Ethereum continues to evolve at a rapid pace, with developers making significant strides in enhancing the network’s core principles: permissionlessness, decentralization, and resilience. As new upgrades like PeerDAS, Verkle trees, and EIP-4444 take shape, the community is increasingly focused not just on what we’re building—but why. Are these improvements truly empowering individual users and node operators? Or are we inadvertently creating new centralization risks?
This article explores three critical dimensions of Ethereum’s ongoing evolution—MEV and builder dependence, liquid staking, and node hardware requirements—and how current and future protocol developments aim to preserve Ethereum’s decentralized ethos while scaling for mass adoption.
MEV and Builder Dependence: Reclaiming Control for Validators
Maximal Extractable Value (MEV) has fundamentally changed the economics of block production since Ethereum’s transition to proof-of-stake. Originally, miners simply prioritized transactions by fee. Today, sophisticated actors can extract significant value through strategies like arbitrage, liquidations, and front-running—creating an uneven playing field where only well-resourced entities profit.

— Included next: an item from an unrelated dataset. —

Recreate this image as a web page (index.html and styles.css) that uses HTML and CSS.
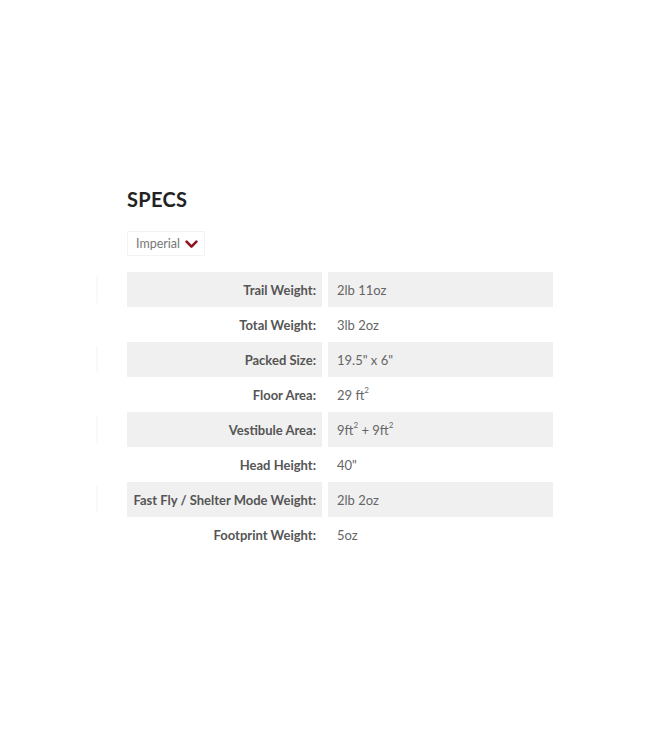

Two primary philosophies have emerged in response:
- MEV Minimization: Reducing MEV opportunities via tools like encrypted mempools or MEV-resistant DEXs (e.g., Cowswap).
- MEV Quarantining: Accepting that MEV exists but isolating its impact through Proposer/Builder Separation (PBS).
PBS allows validators (proposers) to outsource block construction to specialized builders who compete in auctions. This levels the economic playing field—small stakers earn similar rewards as large ones—while shifting complexity away from individual validators.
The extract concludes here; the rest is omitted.